The CityScope MoCho module uses tangible user interface that allows planners, engineers, and community members alike to experiment with urban interventions and see the predicted impacts on individual mode choice behavior, as well as the resulting societal impacts. The first prototype of this module is being used to show the potential impacts of the new Volpe development in Kendall Square. The behavioral models have been calibrated using a combination of individual—and aggregate—level census data for the greater Boston area.
Users interact with the tool by designing the city district using LEGO blocks. Each time the spatial organization and/or density of land uses changes, a three-step prediction process takes place.

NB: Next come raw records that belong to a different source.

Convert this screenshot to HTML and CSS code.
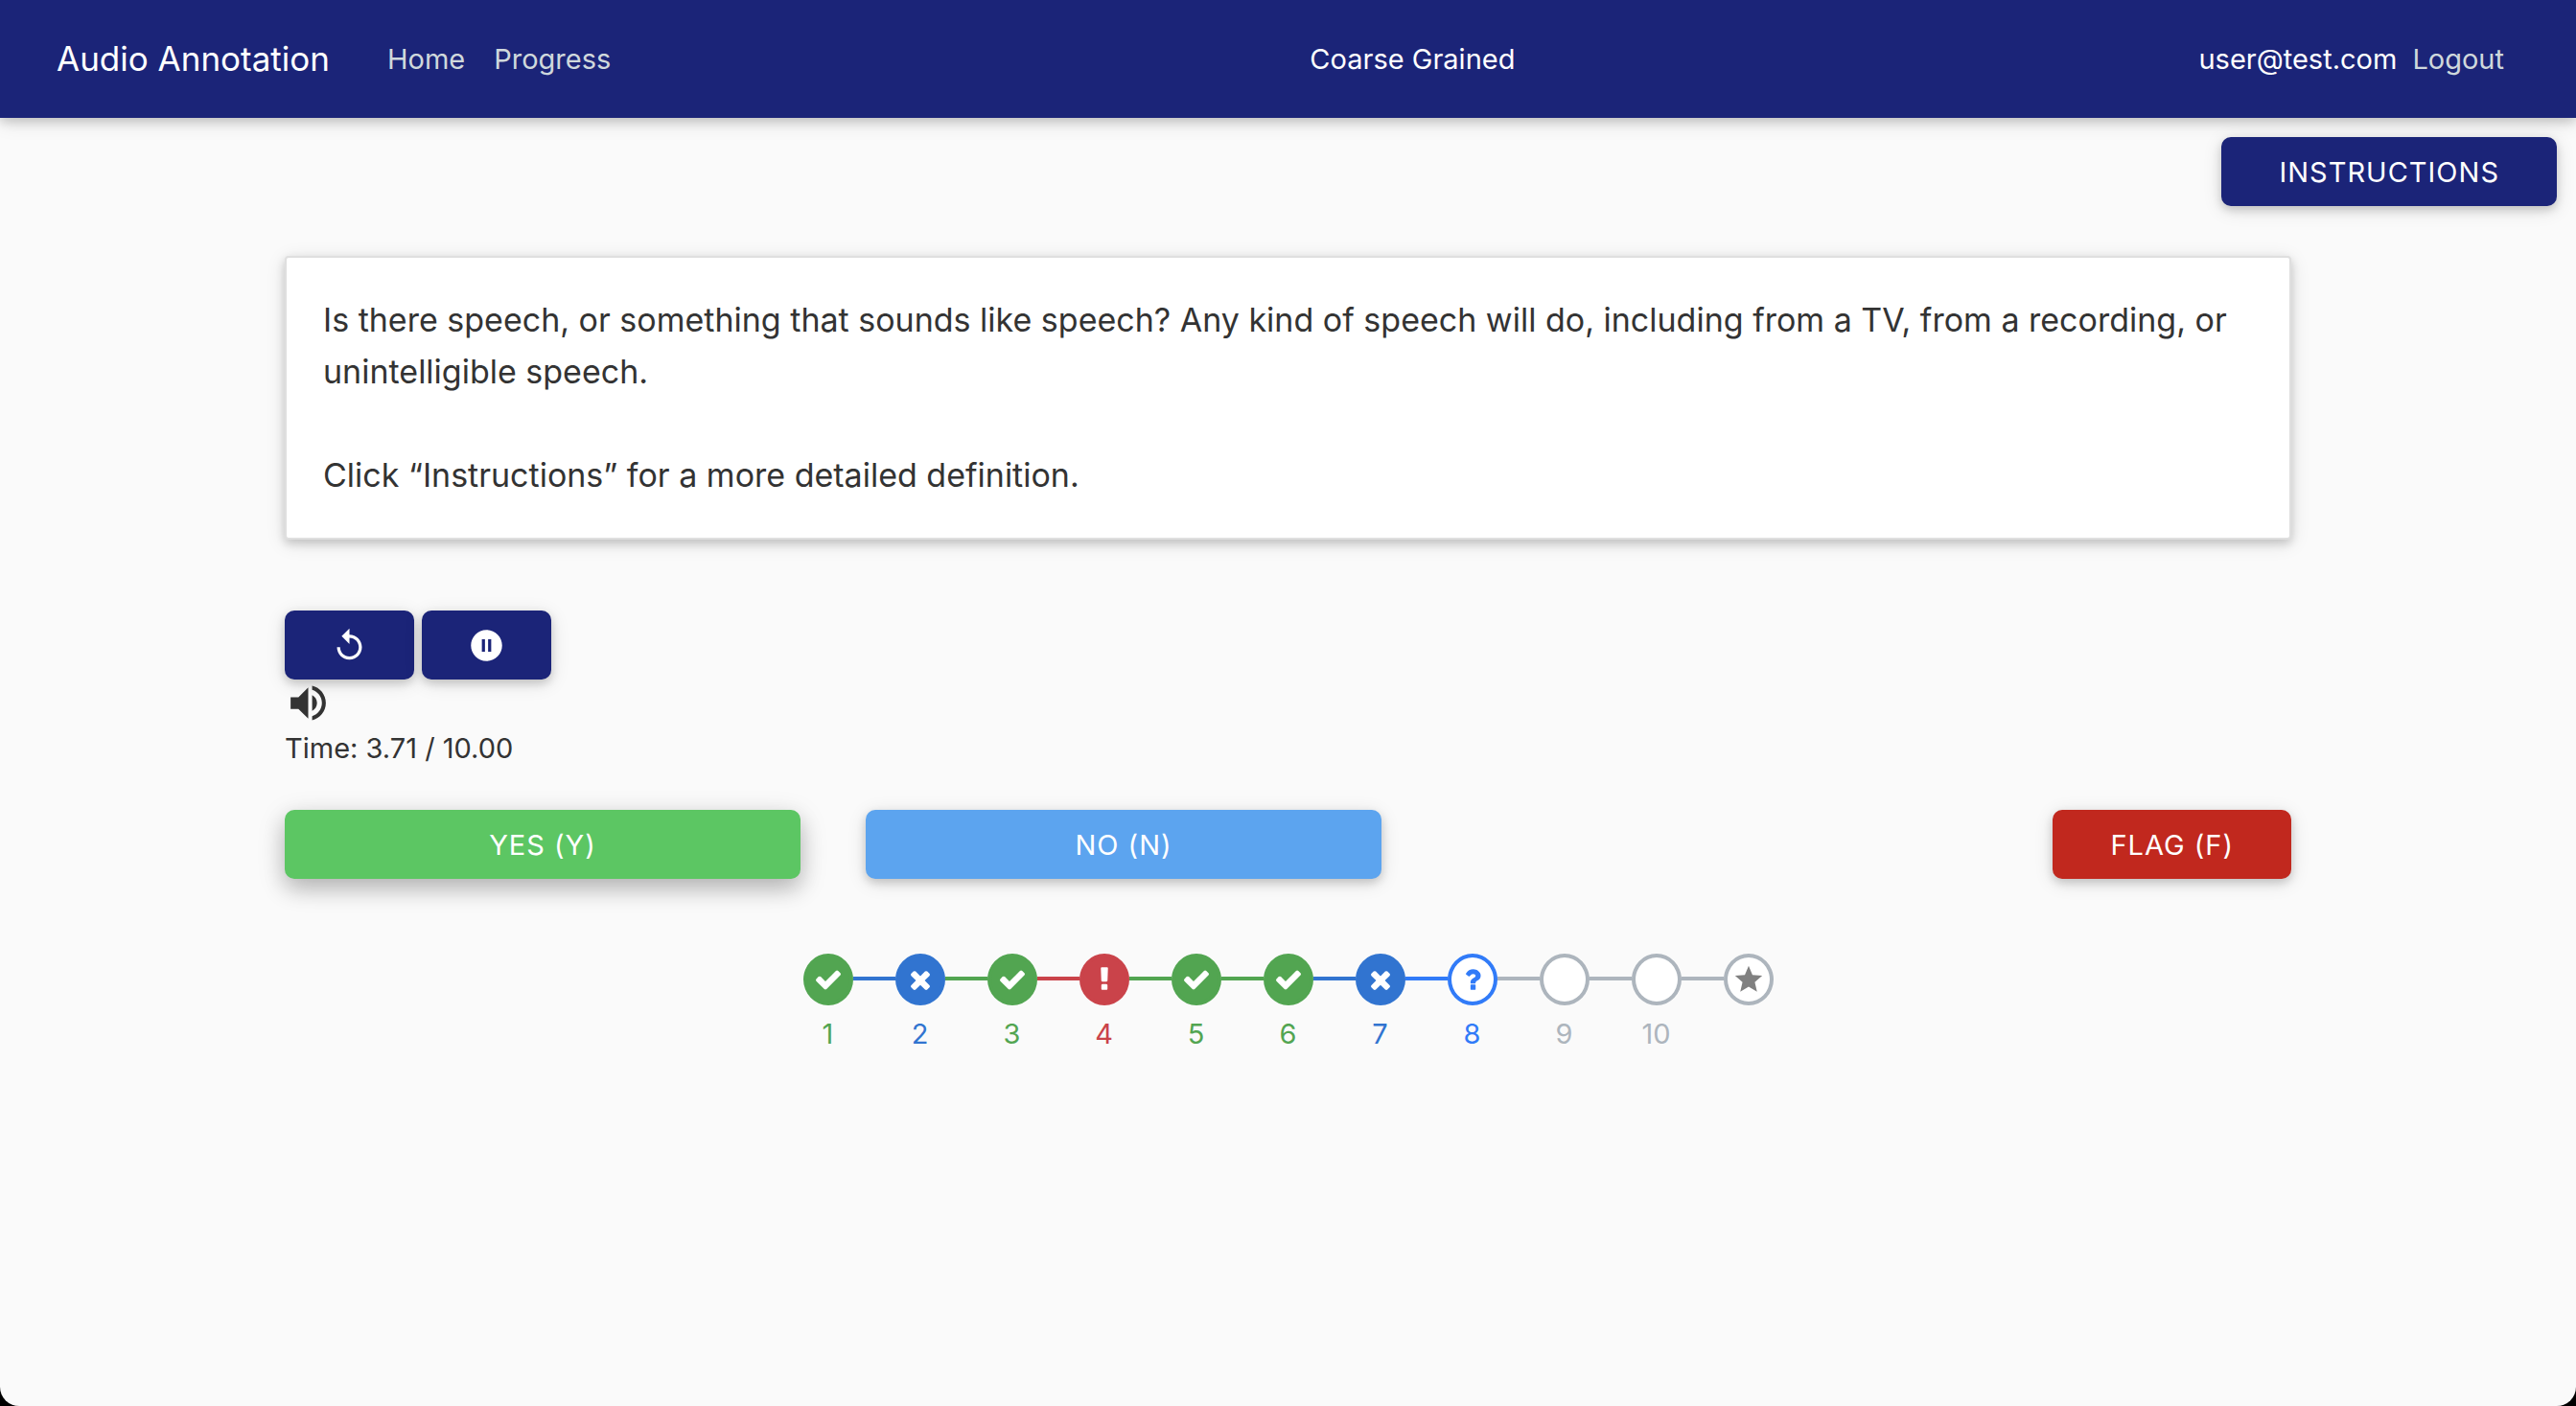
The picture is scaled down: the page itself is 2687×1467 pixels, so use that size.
FILE: index.html
```html
<!DOCTYPE html>
<html lang="en">
<head>
<meta charset="utf-8">
<title>Audio Annotation</title>
<link rel="stylesheet" href="styles.css">
</head>
<body>
<svg class="sprite" aria-hidden="true">
  <symbol id="check" viewBox="0 0 1792 1792"><path d="M1671 566q0 40-28 68l-724 724-136 136q-28 28-68 28t-68-28l-136-136-362-362q-28-28-28-68t28-68l136-136q28-28 68-28t68 28l294 295 656-657q28-28 68-28t68 28l136 136q28 28 28 68z"/></symbol>
  <symbol id="times" viewBox="0 0 1792 1792"><path d="M1490 1322q0 40-28 68l-136 136q-28 28-68 28t-68-28l-294-294-294 294q-28 28-68 28t-68-28l-136-136q-28-28-28-68t28-68l294-294-294-294q-28-28-28-68t28-68l136-136q28-28 68-28t68 28l294 294 294-294q28-28 68-28t68 28l136 136q28 28 28 68t-28 68l-294 294 294 294q28 28 28 68z"/></symbol>
  <symbol id="exclamation" viewBox="0 0 1792 1792"><path d="M1088 1248v224q0 26-19 45t-45 19h-256q-26 0-45-19t-19-45v-224q0-26 19-45t45-19h256q26 0 45 19t19 45zm30-1056l-28 768q-1 26-20.5 45t-45.5 19h-256q-26 0-45.5-19t-20.5-45l-28-768q-1-26 17.5-45t44.5-19h320q26 0 44.5 19t17.5 45z"/></symbol>
  <symbol id="question" viewBox="0 0 1792 1792"><path d="M1088 1256v240q0 16-12 28t-28 12h-240q-16 0-28-12t-12-28v-240q0-16 12-28t28-12h240q16 0 28 12t12 28zm316-600q0 54-15.5 101t-35 76.5-55 59.5-57.5 43.5-61 35.5q-41 23-68.5 65t-27.5 67q0 17-12 32.5t-28 15.5h-240q-15 0-25.5-18.5t-10.5-37.5v-45q0-83 65-156.5t143-108.5q59-27 84-56t25-76q0-42-46.5-74t-107.5-32q-65 0-108 29-35 25-107 115-13 16-31 16-12 0-25-8l-164-125q-13-10-15.5-25t5.5-28q160-266 464-266 80 0 161 31t146 83 106 127.5 41 158.5z"/></symbol>
  <symbol id="star" viewBox="0 0 24 24"><path d="M12 17.27L18.18 21l-1.64-7.03L22 9.24l-7.19-.61L12 2 9.19 8.63 2 9.24l5.46 4.73L5.82 21z"/></symbol>
</svg>
<div class="page">
  <header class="navbar">
    <nav class="nav-group">
      <a class="brand" href="#">Audio Annotation</a>
      <a class="nav-link" href="#">Home</a>
      <a class="nav-link" href="#">Progress</a>
    </nav>
    <span class="nav-title">Coarse Grained</span>
    <div class="nav-user">
      <span>user@test.com</span>
      <a class="nav-link" href="#">Logout</a>
    </div>
  </header>

  <div class="toolbar">
    <button class="btn btn-navy" type="button">INSTRUCTIONS</button>
  </div>

  <main class="container">
    <section class="card">
      <p>Is there speech, or something that sounds like speech? Any kind of speech will do, including from a TV, from a recording, or unintelligible speech.</p>
      <p>Click “Instructions” for a more detailed definition.</p>
    </section>

    <section class="player">
      <div class="player-controls">
        <button class="btn btn-navy btn-icon" type="button" aria-label="Replay">
          <svg class="icon" viewBox="0 0 24 24"><path d="M12 5V1L7 6l5 5V7c3.310 0 6 2.690 6 6s-2.690 6-6 6-6-2.690-6-6H4c0 4.420 3.580 8 8 8s8-3.580 8-8-3.580-8-8-8z"/></svg>
        </button>
        <button class="btn btn-navy btn-icon" type="button" aria-label="Pause">
          <svg class="icon" viewBox="0 0 24 24"><path d="M12 2C6.480 2 2 6.480 2 12s4.480 10 10 10 10-4.480 10-10S17.520 2 12 2zm-1 14H9V8h2v8zm4 0h-2V8h2v8z"/></svg>
        </button>
      </div>
      <svg class="volume" viewBox="0 0 24 24" role="img" aria-label="Volume"><path d="M3 9v6h4l5 5V4L7 9H3zm13.500 3c0-1.770-1.020-3.290-2.500-4.030v8.050c1.480-.73 2.500-2.250 2.500-4.020zM14 3.230v2.060c2.890.86 5 3.540 5 6.710s-2.110 5.850-5 6.710v2.060c4.010-.91 7-4.490 7-8.770s-2.990-7.860-7-8.770z"/></svg>
      <div class="time">Time: 3.71 / 10.00</div>
    </section>

    <div class="answers">
      <button class="btn btn-green btn-raised" type="button">YES (Y)</button>
      <button class="btn btn-blue" type="button">NO (N)</button>
      <button class="btn btn-red" type="button">FLAG (F)</button>
    </div>

    <ol class="steps">
      <li class="step yes"><span class="dot"><svg><use href="#check"/></svg></span><span class="num">1</span></li>
      <li class="step no"><span class="dot"><svg><use href="#times"/></svg></span><span class="num">2</span></li>
      <li class="step yes"><span class="dot"><svg><use href="#check"/></svg></span><span class="num">3</span></li>
      <li class="step flag"><span class="dot"><svg><use href="#exclamation"/></svg></span><span class="num">4</span></li>
      <li class="step yes"><span class="dot"><svg><use href="#check"/></svg></span><span class="num">5</span></li>
      <li class="step yes"><span class="dot"><svg><use href="#check"/></svg></span><span class="num">6</span></li>
      <li class="step no"><span class="dot"><svg><use href="#times"/></svg></span><span class="num">7</span></li>
      <li class="step current" aria-current="step"><span class="dot"><svg><use href="#question"/></svg></span><span class="num">8</span></li>
      <li class="step todo"><span class="dot"></span><span class="num">9</span></li>
      <li class="step todo"><span class="dot"></span><span class="num">10</span></li>
      <li class="step todo finish"><span class="dot"><svg><use href="#star"/></svg></span></li>
    </ol>
  </main>
</div>
</body>
</html>
```
FILE: styles.css
```css
* {
  box-sizing: border-box;
}

html {
  background: #000;
}

body {
  margin: 0;
  color: #333;
  font: 400 29px/45px Inter, "Liberation Sans", sans-serif;
}

.sprite {
  display: none;
}

.page {
  min-height: 100vh;
  background: #fafafa;
  border-radius: 0 0 20px 20px;
}

.navbar {
  display: flex;
  align-items: center;
  justify-content: space-between;
  padding: 34px 75px 35px 59px;
  background: #1b2478;
  color: #fff;
  box-shadow: 0 4px 10px rgba(0, 0, 0, .16), 0 4px 20px rgba(0, 0, 0, .12);
}

.nav-group {
  display: flex;
  align-items: center;
  gap: 30px;
  padding-right: 16px;
}

.brand {
  margin-right: 30px;
  color: #fff;
  font-size: 35px;
  line-height: 54px;
  text-decoration: none;
}

.nav-link {
  color: #cfd8dc;
  text-decoration: none;
}

.nav-user {
  display: flex;
  gap: 16px;
}

.toolbar {
  display: flex;
  justify-content: flex-end;
  padding: 20px 20px 0;
}

.btn {
  display: flex;
  align-items: center;
  justify-content: center;
  height: 72px;
  padding: 0 60px;
  border: 0;
  border-radius: 10px;
  color: #fff;
  font: inherit;
  letter-spacing: 1px;
  white-space: nowrap;
  cursor: pointer;
  box-shadow: 0 4px 10px rgba(0, 0, 0, .16), 0 4px 20px rgba(0, 0, 0, .12);
}

.btn-raised {
  box-shadow: 0 10px 22px rgba(0, 0, 0, .18), 0 8px 30px rgba(0, 0, 0, .15);
}

.btn-navy {
  background: #1b2478;
}

.btn-green {
  background: #5cc663;
}

.btn-blue {
  background: #5ca4ef;
}

.btn-red {
  justify-self: end;
  background: #c1281e;
}

.btn-icon {
  padding: 0 48px;
}

.icon {
  width: 39px;
  height: 39px;
  fill: currentColor;
}

.container {
  width: 92%;
  max-width: 2093px;
  margin: 52px auto 0;
}

.card {
  padding: 38px;
  background: #fff;
  border: 2px solid #dfdfdf;
  border-radius: 4px;
  font-size: 34px;
  line-height: 54px;
  box-shadow: 0 4px 10px rgba(0, 0, 0, .16), 0 4px 20px rgba(0, 0, 0, .12);
}

.card p {
  margin: 0;
}

.card p + p {
  margin-top: 54px;
}

.player {
  margin-top: 74px;
}

.player-controls {
  display: flex;
  gap: 8px;
}

.volume {
  display: block;
  width: 49px;
  height: 49px;
  fill: #333;
}

.answers {
  display: grid;
  grid-template-columns: minmax(0, 538px) minmax(0, 538px) 1fr;
  column-gap: 68px;
  margin-top: 42px;
}

.steps {
  display: flex;
  justify-content: center;
  gap: 44px;
  margin: 78px 0 0;
  padding: 0;
  list-style: none;
}

.step {
  position: relative;
  display: flex;
  flex-direction: column;
  align-items: center;
  gap: 7px;
  width: 52px;
  color: var(--tone);
}

/* Connector to the previous step */
.step + .step::before {
  content: "";
  position: absolute;
  top: 24px;
  right: 100%;
  width: 44px;
  height: 4px;
  background: var(--tone);
}

.dot {
  display: flex;
  align-items: center;
  justify-content: center;
  width: 52px;
  height: 54px;
  border: 4px solid var(--tone);
  border-radius: 50%;
  background: var(--tone);
}

.dot svg {
  flex: none;
  width: 30px;
  height: 30px;
  fill: #fff;
}

.yes {
  --tone: #52a551;
}

.no {
  --tone: #3174d0;
}

.flag {
  --tone: #ca434a;
}

.current {
  --tone: #317bf8;
}

.todo {
  --tone: #adb5bd;
}

.current .dot,
.todo .dot {
  background: #fff;
}

.current .dot svg {
  fill: #317bf8;
}

.finish .dot svg {
  width: 34px;
  height: 34px;
  fill: #808080;
}
```
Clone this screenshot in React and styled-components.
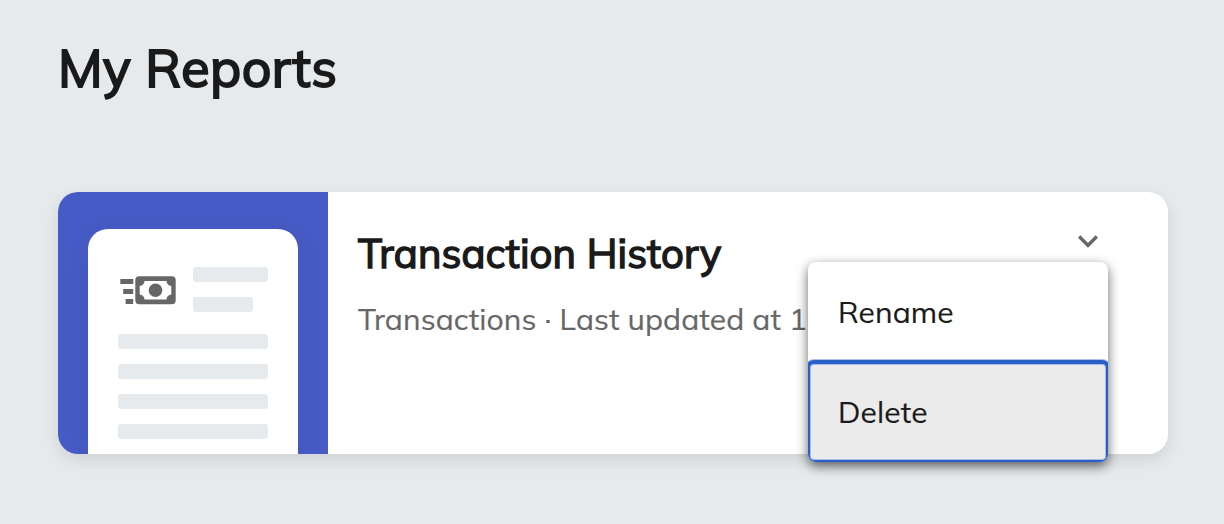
import React from "react";
import styled, { createGlobalStyle } from "styled-components";

const colors = {
  page: "#e6eaed",
  ink: "#1a1a1a",
  muted: "#666666",
  indigo: "#475bc6",
  focus: "#2860c8",
  hover: "#ebebeb",
};

const GlobalStyle = createGlobalStyle`
  body {
    margin: 0;
    background: ${colors.page};
    font-family: Mulish, Lato, sans-serif;
    color: ${colors.ink};
  }

  * {
    box-sizing: border-box;
  }
`;

const Page = styled.main`
  height: 524px;
  padding: 34px 56px 0 58px;
  overflow: hidden;
`;

const PageTitle = styled.h1`
  margin: 0 0 90px;
  font-size: 52px;
  line-height: 68px;
  font-weight: 400;
  letter-spacing: 0.5px;
  -webkit-text-stroke: 2px;
`;

const Card = styled.article`
  display: flex;
  width: 1110px;
  height: 262px;
  background: #fff;
  border-radius: 20px;
  box-shadow: 0 6px 16px rgba(0, 0, 0, 0.1);
`;

const Thumbnail = styled.div`
  width: 270px;
  padding: 37px 30px 0;
  background: ${colors.indigo};
  border-radius: 20px 0 0 20px;
  overflow: hidden;
`;

const Paper = styled.div`
  height: 225px;
  padding: 38px 30px 0;
  background: #fff;
  border-radius: 20px 20px 0 0;
  box-shadow: 0 6px 30px rgba(0, 0, 0, 0.06);
`;

const PaperHeader = styled.div`
  display: flex;
  gap: 15px;
  margin-bottom: 22px;
`;

const Lines = styled.div`
  display: flex;
  flex-direction: column;
  gap: 15px;
`;

const Line = styled.div`
  width: ${({ $width }) => $width};
  height: 15px;
  background: ${colors.page};
  border-radius: 3px;
`;

const Details = styled.div`
  display: flex;
  flex: 1;
  justify-content: space-between;
  min-width: 0;
  padding: 29px 60px 0 30px;
`;

const Summary = styled.div`
  width: 460px;
  white-space: nowrap;
`;

const ReportName = styled.h2`
  margin: 6px 0 21px;
  font-size: 40px;
  line-height: 52px;
  font-weight: 400;
  letter-spacing: 0.17px;
  -webkit-text-stroke: 1.5px;
`;

const Meta = styled.p`
  margin: 0;
  font-size: 30px;
  line-height: 38px;
  color: ${colors.muted};
  letter-spacing: 0.12px;
  -webkit-text-stroke: 0.2px;
`;

const Actions = styled.div`
  position: relative;
  flex: none;
`;

const ToggleButton = styled.button`
  display: block;
  padding: 0;
  border: 0;
  background: none;
  color: ${colors.muted};
`;

const Menu = styled.ul`
  position: absolute;
  top: 41px;
  right: 0;
  width: 300px;
  margin: 0;
  padding: 0;
  list-style: none;
  background: #fff;
  border-radius: 8px;
  box-shadow: 0 4px 12px rgba(0, 0, 0, 0.6);
  overflow: hidden;
`;

const MenuItem = styled.li`
  position: relative;
  height: 100px;
  padding: 0 30px;
  font-size: 30px;
  line-height: 100px;
  letter-spacing: 0.12px;
  -webkit-text-stroke: 0.15px;

  ${({ $focused }) =>
    $focused &&
    `
    background: ${colors.hover};
    border-radius: 6px;
    outline: 4px solid ${colors.focus};
    outline-offset: -2px;
    box-shadow: 0 0 0 3px #a9bfe9, inset 0 0 0 3px #a9bfe9;
  `}
`;

const CashIcon = () => (
  <svg width="60" height="45" viewBox="0 0 60 45" fill={colors.muted}>
    <path d="M2.3 12h13v5h-13zM5.2 22h10v5h-10zM7.6 32h7.6v5H7.6z" />
    <path
      fillRule="evenodd"
      d="M21.3 9.3h32.4a4 4 0 0 1 4 4v19.9a4 4 0 0 1-4 4H21.3a4 4 0 0 1-4-4V13.3a4 4 0 0 1 4-4zM26.5 14a5 5 0 0 1-4.8 5v8.6a5 5 0 0 1 4.8 4.9h22a5 5 0 0 1 4.8-4.9V19a5 5 0 0 1-4.8-5z"
    />
    <circle cx="37.5" cy="23.3" r="6.8" />
  </svg>
);

const ChevronIcon = () => (
  <svg width="40" height="40" viewBox="0 0 24 24" fill="currentColor" display="block">
    <path d="M16.59 8.59 12 13.17 7.41 8.59 6 10l6 6 6-6z" />
  </svg>
);

const ReportThumbnail = () => (
  <Thumbnail>
    <Paper>
      <PaperHeader>
        <CashIcon />
        <Lines>
          <Line $width="75px" />
          <Line $width="60px" />
        </Lines>
      </PaperHeader>
      <Lines>
        <Line $width="150px" />
        <Line $width="150px" />
        <Line $width="150px" />
        <Line $width="150px" />
      </Lines>
    </Paper>
  </Thumbnail>
);

const ReportCard = ({ name, meta }) => (
  <Card>
    <ReportThumbnail />
    <Details>
      <Summary>
        <ReportName>{name}</ReportName>
        <Meta>{meta}</Meta>
      </Summary>
      <Actions>
        <ToggleButton aria-label="Report options">
          <ChevronIcon />
        </ToggleButton>
        <Menu>
          <MenuItem>Rename</MenuItem>
          <MenuItem $focused>Delete</MenuItem>
        </Menu>
      </Actions>
    </Details>
  </Card>
);

const App = () => (
  <>
    <GlobalStyle />
    <Page>
      <PageTitle>My Reports</PageTitle>
      <ReportCard name="Transaction History" meta="Transactions · Last updated at 1" />
    </Page>
  </>
);

export default App;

In the first step, simulated individuals are added, removed, or change their residential location based on conditional probabilities of living and/or working in each zone. In the second step, the modes of transportation for each commuter in the simulated population are predicted using a logit-based discrete choice model. This prediction model takes into account the personal characteristics of each individual, the attributes of the available commute options, and interactions between the individual characteristics and choice attributes. For example, we all tend to prefer modes which cost less money and take less time, but the time-money trade-off will look different for different people's profiles.
In the third step, some of the health and environmental factors of the current patterns of mobility behavior are predicted. The physical activities of walking and cycling have strong impacts on the risk of all-cause mortality, as shown in numerous epidemiological studies. The impacts of any levels of walking and cycling on mortality in a population can be quantified using the World Health Organization's HEAT approach. The CO2 emissions of private cars and public transit can also be estimated using average emission rates.
By collaboratively experimenting with urban layouts and using the projected societal impacts as a guide, diverse groups of people can contribute to the design of their new community.